Rabbe Wrede has had a great influence on Finnish law and enjoyed great international recognition as a proceduralist. Thanks to Wrede, procedural law became an independent discipline in Finland, and his influence also extended to Sweden. According to Otto Hjalmar Granfelt, the current Finnish civil procedural law was his most important work, and according to Karl Söderholm, he is one of the foremost legal writers in Finland.

=== Political career ===
Rabbe Wrede belonged to the knighthood and nobility at all the Diets from 1877 to 1906. He was chairman of the Law Committee in 1888, 1894 and 1900 and of the Constitutional Committee in 1911, 1912 and 1918. In 1893–1900 he headed the Committee for the Reorganization of the Judicial System.

He was one of the founders of the Swedish People's Party and was also active in the interest group Swedish Assembly of Finland. In the publication Vår nationalitetsfråga he argued that the Finland Swedes should undertake public duties, so as to not become isolated from the Finnish-speaking majority.

Following the first elections to the unicameral parliament, two distinct camps emerged within the Senate: a "parliamentary" faction grouped around K. J. Ståhlberg, and a grouping led by Wrede that rejected parliamentarism outright. Wrede advocated a bicameral system, but universal and equal suffrage was introduced in the elections of a unicameral parliament. He participated in the committee under Ståhlberg's leadership that drafted a new constitution at Wredeby in Anjala in the summer of 1917, where he unsuccessfully tried to push through a monarchical form of government. From 1910–1913 and 1917–1918 he was a member of the unicameral parliament.
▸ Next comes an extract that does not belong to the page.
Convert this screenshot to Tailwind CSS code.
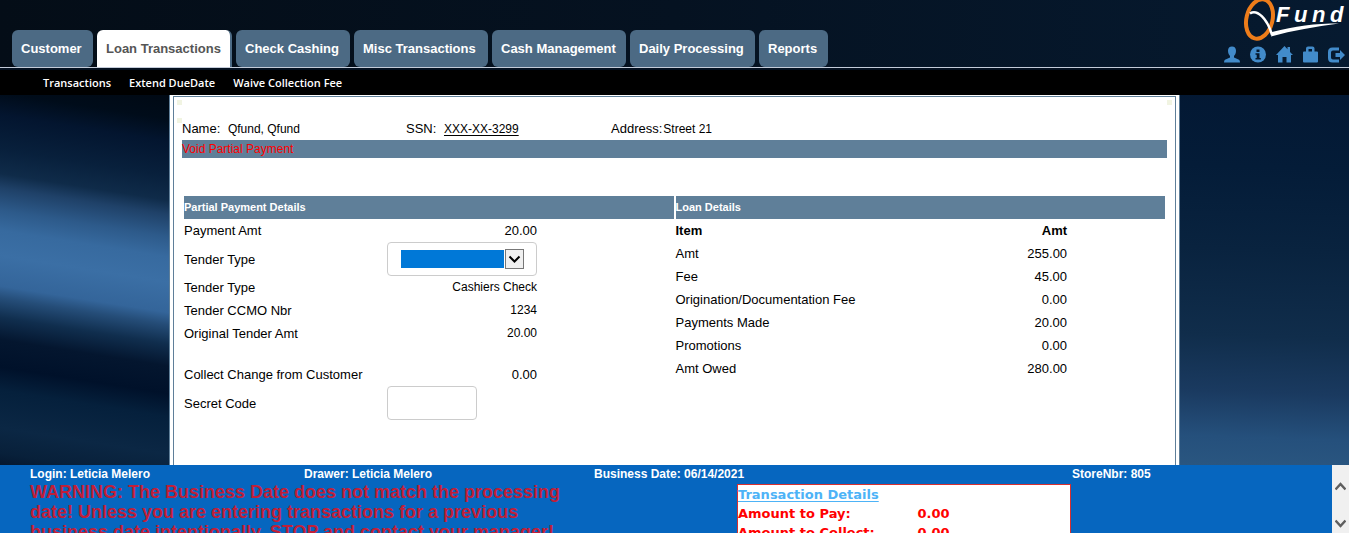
<!DOCTYPE html>
<html lang="en">
<head>
<meta charset="utf-8">
<title>QFund - Void Partial Payment</title>
<script src="https://cdn.jsdelivr.net/npm/@tailwindcss/browser@4"></script>
</head>
<body class="flex h-screen flex-col overflow-hidden bg-black font-['Liberation_Sans',Arial,sans-serif] text-[13px] text-black">

<header class="relative flex shrink-0 items-end justify-between border-b border-[#c3cbd9] bg-linear-to-r from-[#040d17] via-[#051221] to-[#061a30] pt-[30px] pl-3">
  <nav aria-label="Main" class="flex gap-1 text-[13px] leading-[37px] font-bold text-white">
    <a href="#" class="w-[81px] rounded-md bg-[#4c6a84] pl-[9px]">Customer</a>
    <a href="#" class="w-[135px] rounded-md rounded-b-none border-r-2 border-[#4c6a84] bg-white pl-[9px] text-[#555]">Loan Transactions</a>
    <a href="#" class="w-[114px] rounded-md bg-[#4c6a84] pl-[9px]">Check Cashing</a>
    <a href="#" class="w-[134px] rounded-md bg-[#4c6a84] pl-[9px]">Misc Transactions</a>
    <a href="#" class="w-[134px] rounded-md bg-[#4c6a84] pl-[9px]">Cash Management</a>
    <a href="#" class="w-[125px] rounded-md bg-[#4c6a84] pl-[9px]">Daily Processing</a>
    <a href="#" class="w-[69px] rounded-md bg-[#4c6a84] pl-[9px]">Reports</a>
  </nav>
  <svg class="absolute top-0 right-0" width="114" height="44" viewBox="0 0 114 44" role="img" aria-label="QFund">
    <ellipse cx="24.500" cy="19" rx="13" ry="20" transform="rotate(14 24.500 19)" fill="none" stroke="#ee7d1a" stroke-width="4"/>
    <path d="M15 13.500C22 9 32 18 37 35" fill="none" stroke="#fff" stroke-width="2.500"/>
    <path d="M37 32C60 26 80 23.500 104 23.500C80 26.500 58 30.500 36 36.500Z" fill="#fff"/>
    <text y="22" font-family="Liberation Sans Narrow, Liberation Sans" font-size="22" font-weight="bold" font-style="italic" fill="#fff"><tspan x="41">F</tspan><tspan x="59">u</tspan><tspan x="77">n</tspan><tspan x="95">d</tspan></text>
  </svg>
  <div class="flex gap-[10px] pr-1 pb-1 text-[#428bca]">
    <a href="#" aria-label="User"><svg width="16" height="17" viewBox="0 0 16 17" fill="currentColor"><path d="M8 0.500C5.500 0.500 4 2 4 4.800C4 7.300 5 9 6 10V11.500L1 13.700Q0 14.200 0 16.500H16Q16 14.200 15 13.700L10 11.500V10C11 9 12 7.300 12 4.800C12 2 10.500 0.500 8 0.500Z"/></svg></a>
    <a href="#" aria-label="Information"><svg width="16" height="17" viewBox="0 0 16 17"><circle cx="8" cy="8.500" r="8" fill="currentColor"/><path d="M6.500 3.500H9.500V6H6.500ZM5.500 7.300H9.500V12H10.800V13.500H5.500V12H6.700V8.800H5.500Z" fill="#06182c"/></svg></a>
    <a href="#" aria-label="Home"><svg width="17" height="17" viewBox="0 0 17 17" fill="currentColor"><path d="M8.500 0L11.500 3.200V1H14V6L17 9H15V16.500H10.500V11H6.500V16.500H2V9H0Z"/></svg></a>
    <a href="#" aria-label="Store"><svg width="15" height="17" viewBox="0 0 15 17" fill="currentColor"><path fill-rule="evenodd" d="M3 5.500V2.500Q3 0.500 5 0.500H9.500Q11.500 0.500 11.500 2.500V5.500H14Q15 5.500 15 6.500V15.500Q15 16.500 14 16.500H1Q0 16.500 0 15.500V6.500Q0 5.500 1 5.500ZM5.500 5.500H9V3H5.500Z"/></svg></a>
    <a href="#" aria-label="Log out"><svg width="17" height="17" viewBox="0 0 17 17" fill="currentColor"><path d="M11 1.500H4.500Q0 1.500 0 6V12Q0 16.500 4.500 16.500H11V13.500H5Q3 13.500 3 11.500V6.500Q3 4.500 5 4.500H11Z"/><path d="M7.500 7H12V4L17 9L12 14V11H7.500Z"/></svg></a>
  </div>
</header>

<nav aria-label="Loan transactions" class="flex shrink-0 gap-[18px] border-t-2 border-[#04101f] bg-black pl-[43px] font-['Open_Sans',sans-serif] text-[11px] leading-[25px] font-semibold text-white">
  <a href="#">Transactions</a>
  <a href="#">Extend DueDate</a>
  <a href="#">Waive Collection Fee</a>
</nav>

<div class="flex min-h-0 flex-1">
  <div class="w-[169px] shrink-0 bg-[linear-gradient(189deg,#000914_0px,#000c1a_24px,#03152f_46px,#08203c_80px,#0f2b49_104px,#1f4168_118px,#2d5a8a_140px,#376a9f_160px,#3b6fa5_185px,#34659a_215px,#254d78_227px,#102e4e_246px,#04162f_268px,#00112a_295px,#05203c_318px,#0b2744_355px,#08203a_380px,#04152c_396px)]"></div>

  <main class="min-w-0 flex-1 border-x border-[#5f7f99] bg-white px-[3px] pt-px">
    <div class="relative h-full border-x border-t border-[#5f7f99] px-2 pt-[22px]">
      <i class="absolute top-[3px] left-[3px] size-[5px] bg-[#f1f4e2]"></i>
      <i class="absolute top-[21px] left-[3px] size-[5px] bg-[#f1f4e2]"></i>
      <i class="absolute top-[3px] right-[3px] size-[5px] bg-[#f1f4e2]"></i>

      <div class="flex pb-px leading-5">
        <div class="w-56">Name: <span class="ml-1 text-xs">Qfund, Qfund</span></div>
        <div class="w-[205px]">SSN: <a href="#" class="ml-1 text-xs underline underline-offset-2">XXX-XX-3299</a></div>
        <div>Address:<span class="ml-px text-xs">Street 21</span></div>
      </div>
      <h1 class="bg-[#5f7f99] text-xs leading-[18px] text-[red]">Void Partial Payment</h1>

      <div class="mx-[2px] mt-[38px] flex gap-[2px]">
        <section class="flex-1">
          <h2 class="bg-[#5f7f99] text-[11px] leading-[23px] font-bold text-white">Partial Payment Details</h2>
          <dl class="grid w-[353px] grid-cols-[203px_1fr] leading-[23px]">
            <dt>Payment Amt</dt><dd class="text-right">20.00</dd>
            <dt class="flex items-center"><label for="tender">Tender Type</label></dt>
            <dd class="relative">
              <select id="tender" class="block h-[34px] w-full appearance-none rounded border border-[#ccc] bg-white bg-[linear-gradient(#0078d7,#0078d7)] bg-size-[103px_18px] bg-position-[13px_7px] bg-no-repeat px-3"><option></option></select>
              <svg class="pointer-events-none absolute top-[7px] right-3" width="20" height="20" viewBox="0 0 20 20"><rect x="0.500" y="0.500" width="18" height="19" fill="#f0f0f0" stroke="#777"/><path d="M4.500 7.500L9.500 12.500L14.500 7.500" fill="none" stroke="#000" stroke-width="2"/></svg>
            </dd>
            <dt>Tender Type</dt><dd class="text-right text-xs leading-[23px]">Cashiers Check</dd>
            <dt>Tender CCMO Nbr</dt><dd class="text-right text-xs leading-[23px]">1234</dd>
            <dt>Original Tender Amt</dt><dd class="text-right text-xs leading-[23px]">20.00</dd>
            <dt class="pt-[18px]">Collect Change from Customer</dt><dd class="pt-[18px] text-right">0.00</dd>
            <dt class="flex items-center"><label for="code">Secret Code</label></dt>
            <dd><input id="code" type="password" class="block h-[34px] w-[90px] rounded border border-[#ccc] px-2"></dd>
          </dl>
        </section>
        <section class="flex-1">
          <h2 class="bg-[#5f7f99] text-[11px] leading-[23px] font-bold text-white">Loan Details</h2>
          <table class="w-4/5 leading-[23px]">
            <thead><tr><th class="text-left">Item</th><th class="text-right">Amt</th></tr></thead>
            <tbody>
              <tr><td>Amt</td><td class="text-right">255.00</td></tr>
              <tr><td>Fee</td><td class="text-right">45.00</td></tr>
              <tr><td>Origination/Documentation Fee</td><td class="text-right">0.00</td></tr>
              <tr><td>Payments Made</td><td class="text-right">20.00</td></tr>
              <tr><td>Promotions</td><td class="text-right">0.00</td></tr>
              <tr><td>Amt Owed</td><td class="text-right">280.00</td></tr>
            </tbody>
          </table>
        </section>
      </div>
    </div>
  </main>

  <div class="w-[169px] shrink-0 bg-[linear-gradient(182deg,#031833,#041c38_20%,#09233f_42%,#102d4b_65%,#1a3a60_80%,#25507c_92%,#2a5680)]"></div>
</div>

<footer class="flex h-[68px] shrink-0 overflow-hidden bg-[#0666bf]">
  <div class="min-w-0 flex-1 pl-[30px]">
    <div class="flex text-xs leading-[19px] font-bold text-white">
      <span class="w-[274px]">Login: Leticia Melero</span>
      <span class="w-[290px]">Drawer: Leticia Melero</span>
      <span class="w-[478px]">Business Date: 06/14/2021</span>
      <span>StoreNbr: 805</span>
    </div>
    <div class="flex items-start">
      <p class="-mt-0.5 w-[707px] pr-[160px] text-[18px] leading-5 font-bold text-[#c01f38]">WARNING: The Business Date does not match the processing date! Unless you are entering transactions for a previous business date intentionally, STOP and contact your manager!</p>
      <table class="w-[334px] border border-[#d9302f] bg-white font-['DejaVu_Sans',Verdana,sans-serif] text-[13px] leading-[19px] font-bold text-[red]">
        <tbody>
          <tr><td colspan="2"><a href="#" class="text-[#4db3f7] underline underline-offset-2">Transaction Details</a></td></tr>
          <tr><td class="w-[180px]">Amount to Pay:</td><td>0.00</td></tr>
          <tr><td>Amount to Collect:</td><td>0.00</td></tr>
        </tbody>
      </table>
    </div>
  </div>
  <div class="flex w-[17px] shrink-0 flex-col items-center justify-between bg-[#f0f0f0] pt-[17px] pb-[5px]">
    <button type="button" aria-label="Scroll up"><svg class="block" width="11" height="9" viewBox="0 0 11 9" fill="none" stroke="#5f5f5f" stroke-width="2.500"><path d="M0.500 7.500L5.500 2L10.500 7.500"/></svg></button>
    <button type="button" aria-label="Scroll down"><svg class="block" width="11" height="9" viewBox="0 0 11 9" fill="none" stroke="#5f5f5f" stroke-width="2.500"><path d="M0.500 1.500L5.500 7L10.500 1.500"/></svg></button>
  </div>
</footer>
</body>
</html>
=== Resistance against Russification ===
He represented the Finland-Swedish community and the resistance to Russia. During the Russification period, he was chairman of the legal committee of the passive resistance and collaborated with the Kagal. After publicly criticizing the Conscription Act as unconstitutional, the Russian Minister of the Interior Vyacheslav von Plehve had him arrested and taken to Saint Petersburg in 1904, after which he was exiled to Reval. He was allowed to return in 1905, when he was elected rector of the University of Helsinki. From December 1905 to June 1909, he was vice-chairman of the Senate's Department of Justice (equivalent to the Supreme Court). He resigned together with other members in protest against the emperor's interpretation of the constitution in connection with the issuance of the Lease Ordinance.

=== Honours ===
He received an honorary doctorate in 1918 at Lund University, in 1924 in Hamburg, in 1926 in Munich, and in 1932 at the University of Helsinki. He became a foreign member of the Swedish Academy of Sciences in 1924.

== Bibliography ==

- Om kvittning enligt finsk rätt (1883)
- Processinvändningarna enligt finsk allmän civilprocessrätt (1884)
- Några drag ur Finlands samhällsskick (1900)
- Finlands gällande civilprocessrätt I (1905)
- Finlands gällande civilprocessrätt II (1910)
- Matthias Calonius (1917)
- Själfständighetsfrågan och Finlands landtdag (1917)
- Grunddragen av Finlands processrätt (1919)
- Grunddragen av Finlands rätts- och samhällsordning. Handbok för medborgare I−II (1921).